_Data segment_
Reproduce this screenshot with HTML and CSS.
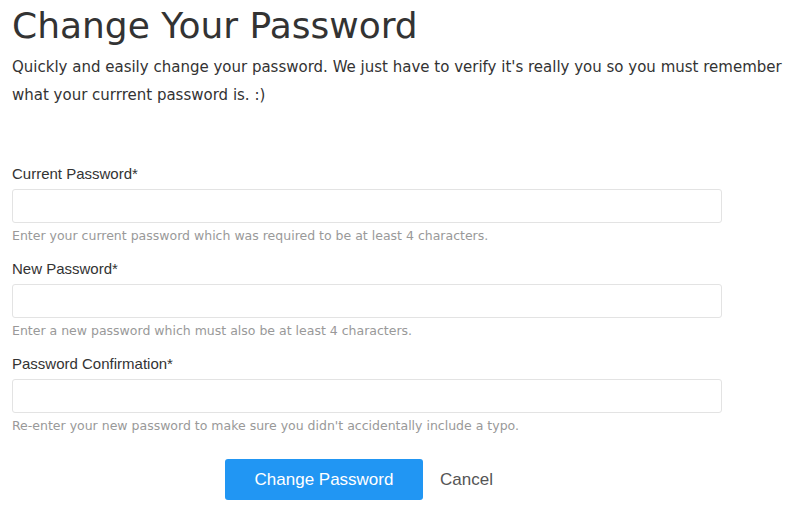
FILE: index.html
```html
<!DOCTYPE html>
<html lang="en">
  <head>
    <title>Change Your Password</title>
    <link rel="stylesheet" href="styles.css">
  </head>
  <body>
  <div class="page">
    <h1>Change Your Password</h1>
    <p class="intro">Quickly and easily change your password. We just have to verify it's really you so you must remember what your currrent password is. :)</p>

    <form class="password-form">
      <div class="field">
        <label for="current">Current Password*</label>
        <input type="password" id="current">
        <div class="help">Enter your current password which was required to be at least 4 characters.</div>
      </div>
      <div class="field">
        <label for="new">New Password*</label>
        <input type="password" id="new">
        <div class="help">Enter a new password which must also be at least 4 characters.</div>
      </div>
      <div class="field">
        <label for="confirm">Password Confirmation*</label>
        <input type="password" id="confirm">
        <div class="help">Re-enter your new password to make sure you didn't accidentally include a typo.</div>
      </div>
      <div class="actions">
        <button type="submit" class="submit-btn">Change Password</button>
        <a href="#" class="cancel-link">Cancel</a>
      </div>
    </form>
  </div>
  </body>
</html>
```

FILE: styles.css
```css
* {
  margin: 0;
  padding: 0;
  box-sizing: border-box;
}

body {
  background: #ffffff;
  font-family: 'DejaVu Sans', Verdana, sans-serif;
  color: #333;
}

.page {
  padding: 4px 0 0 12px;
}

h1 {
  font-weight: 400;
  font-size: 36px;
  line-height: 44px;
  color: #333;
}

.intro {
  font-size: 15px;
  line-height: 28px;
  color: #333;
  margin-top: 5px;
}

.password-form {
  width: 710px;
  margin-top: 56px;
}

.field {
  margin-bottom: 17px;
}

.field label {
  display: block;
  font-family: 'Liberation Sans', Arial, sans-serif;
  font-size: 15px;
  line-height: 17px;
  color: #333;
  margin-bottom: 7px;
}

.field input {
  display: block;
  width: 100%;
  height: 34px;
  border: 1px solid #e3e3e3;
  border-radius: 3px;
  outline: none;
}

.help {
  font-size: 12.5px;
  line-height: 15px;
  color: #999;
  margin-top: 5px;
}

.actions {
  display: flex;
  align-items: center;
  padding-left: 213px;
  gap: 17px;
  margin-top: 26px;
}

.submit-btn {
  width: 198px;
  height: 41px;
  background: #2196f3;
  color: #fff;
  border: none;
  border-radius: 3px;
  font-family: 'Liberation Sans', Arial, sans-serif;
  font-size: 17px;
  cursor: pointer;
}

.cancel-link {
  font-family: 'Liberation Sans', Arial, sans-serif;
  font-size: 17px;
  color: #555;
  text-decoration: none;
}
```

_What the task requires_
Return the whole listing, word for word, and leave out every picture.

_Reply_
Reproduce this screenshot with HTML and CSS.
FILE: index.html
```html
<!DOCTYPE html>
<html lang="en">
  <head>
    <title>Change Your Password</title>
    <link rel="stylesheet" href="styles.css">
  </head>
  <body>
  <div class="page">
    <h1>Change Your Password</h1>
    <p class="intro">Quickly and easily change your password. We just have to verify it's really you so you must remember what your currrent password is. :)</p>

    <form class="password-form">
      <div class="field">
        <label for="current">Current Password*</label>
        <input type="password" id="current">
        <div class="help">Enter your current password which was required to be at least 4 characters.</div>
      </div>
      <div class="field">
        <label for="new">New Password*</label>
        <input type="password" id="new">
        <div class="help">Enter a new password which must also be at least 4 characters.</div>
      </div>
      <div class="field">
        <label for="confirm">Password Confirmation*</label>
        <input type="password" id="confirm">
        <div class="help">Re-enter your new password to make sure you didn't accidentally include a typo.</div>
      </div>
      <div class="actions">
        <button type="submit" class="submit-btn">Change Password</button>
        <a href="#" class="cancel-link">Cancel</a>
      </div>
    </form>
  </div>
  </body>
</html>
```

FILE: styles.css
```css
* {
  margin: 0;
  padding: 0;
  box-sizing: border-box;
}

body {
  background: #ffffff;
  font-family: 'DejaVu Sans', Verdana, sans-serif;
  color: #333;
}

.page {
  padding: 4px 0 0 12px;
}

h1 {
  font-weight: 400;
  font-size: 36px;
  line-height: 44px;
  color: #333;
}

.intro {
  font-size: 15px;
  line-height: 28px;
  color: #333;
  margin-top: 5px;
}

.password-form {
  width: 710px;
  margin-top: 56px;
}

.field {
  margin-bottom: 17px;
}

.field label {
  display: block;
  font-family: 'Liberation Sans', Arial, sans-serif;
  font-size: 15px;
  line-height: 17px;
  color: #333;
  margin-bottom: 7px;
}

.field input {
  display: block;
  width: 100%;
  height: 34px;
  border: 1px solid #e3e3e3;
  border-radius: 3px;
  outline: none;
}

.help {
  font-size: 12.5px;
  line-height: 15px;
  color: #999;
  margin-top: 5px;
}

.actions {
  display: flex;
  align-items: center;
  padding-left: 213px;
  gap: 17px;
  margin-top: 26px;
}

.submit-btn {
  width: 198px;
  height: 41px;
  background: #2196f3;
  color: #fff;
  border: none;
  border-radius: 3px;
  font-family: 'Liberation Sans', Arial, sans-serif;
  font-size: 17px;
  cursor: pointer;
}

.cancel-link {
  font-family: 'Liberation Sans', Arial, sans-serif;
  font-size: 17px;
  color: #555;
  text-decoration: none;
}
```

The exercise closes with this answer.